The older 60318-4 ear simulators are rated with a smooth, consistent response until 10 kHz. Everything above is quite uncertain due to the high-Q tube resonance which is specified at 13.5 kHz (+/- 1.5 kHz). The resonance was measured in a closed system with the mic right at the entrance of the coupler. Now, when we attach an open ear canal to that (which is the standard for the newer measurement fixtures) the simulator turns into an open tube resonator with much wider bandwith and one or two distinct spikes at certain frequencies. The position of those is prescribed by the shape and length of the tube.
The resultant problem with that is that the measured response can get really messy when the self-resonances of the ear simulator are overlapping the resonances of the headphone driver and cavity as much as the interferences induced by the silicone pinna. Without further insight, it is very hard to isolate and judge the actual performance of the headphone because you only receive the total sum of all the components interfering with each other.
Some people may say that this totally fine since those fixtures are derived from average models and thus do actually reflect the average listening experience in total. And indeed, as long as you don't look too close and apply a certain amount of smoothing (the Harman response is heavily smoothed!) such measurements can actually be quite usable. However, keep in mind that YOUR ears are not the ones that were measured in the chain!
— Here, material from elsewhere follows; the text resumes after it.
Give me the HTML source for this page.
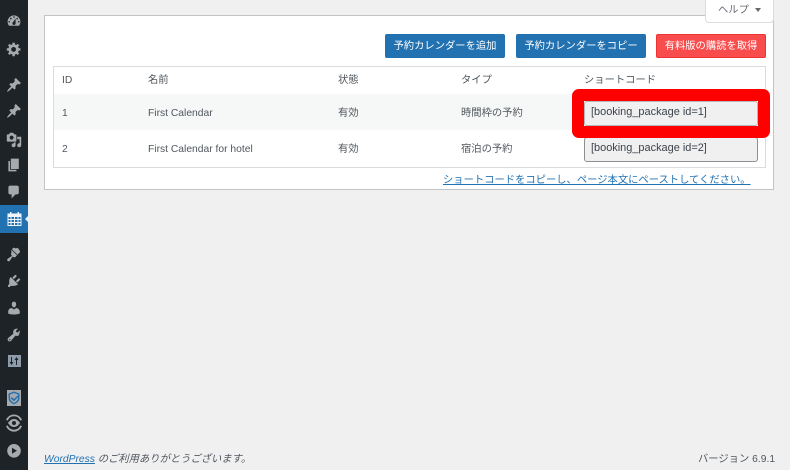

Your ear canal length, diameter and bending might and actually will differ from that of a reference called by GRAS or B&K, so will the size and shape of the pinna.
I can only point to the research done by Hammershoi & Moller, David Griesinger and Paul Barton that shows how complex and diverse both the human anatomy as much as the auditory perception actually are.
To come back to the later point, which is the Harman research, I don't know if they already had the newer high-res pinna and coupler (ear simulator, to be exact) when they did their latest investigations. Essentially, the pinna got an anthropometric ear canal with the first and second bend (averaged from a lot of 3D scans). Moreover, they damped the self-resonance of the 60318-4 coupler which now offers much smoother responses with less inteference issues.
Still, whatever those components spit out as a final plot, there is still the final question about the anatomy of the individual listener in the "non-average" practice. The improvements described above might decrease tolerances and improve the repeatablity of the measurements. And that's a good thing without any doubt. But they tell only little about the exact sound reproduction at the listener's ear drum which would be essential when we wanted to analyze the level of detail a headphone could produce.
After all, it is a very individual thing. That's why generalized measurement systems hit their limits sooner or later.
you could also do something like what Oluv's Gadgets does - get really good recordings of the output of different headphones and then A/B and try and pick the "higher detail-retrieval" phones...
As much as I appreciate Oluv's efforts in HiFi, his procedure to track and simulate the coloration of a headphone with a miniDSP EARS is totally flawed since ...
A) we have no data that confirm that the impedance of the whole system is anywhere near that of a real human ear, let alone an average
b) the rig is technically not even an ear simulator, just an electret microphone (with more or less unkown calibration) stuck into a rather hard silicon pinna
c) you are recording a transducer with a transducer, then playing back the whole thing with just another transducer and expect the outcome to be anywhere near the original. Every component in the row adds its own artifacts and distortion.
Regards
Dreyfus
PS: Sorry for the wall of text. But I think you really need the context to understand why such systems have certain practical limits and should not be taken as incontestable standards.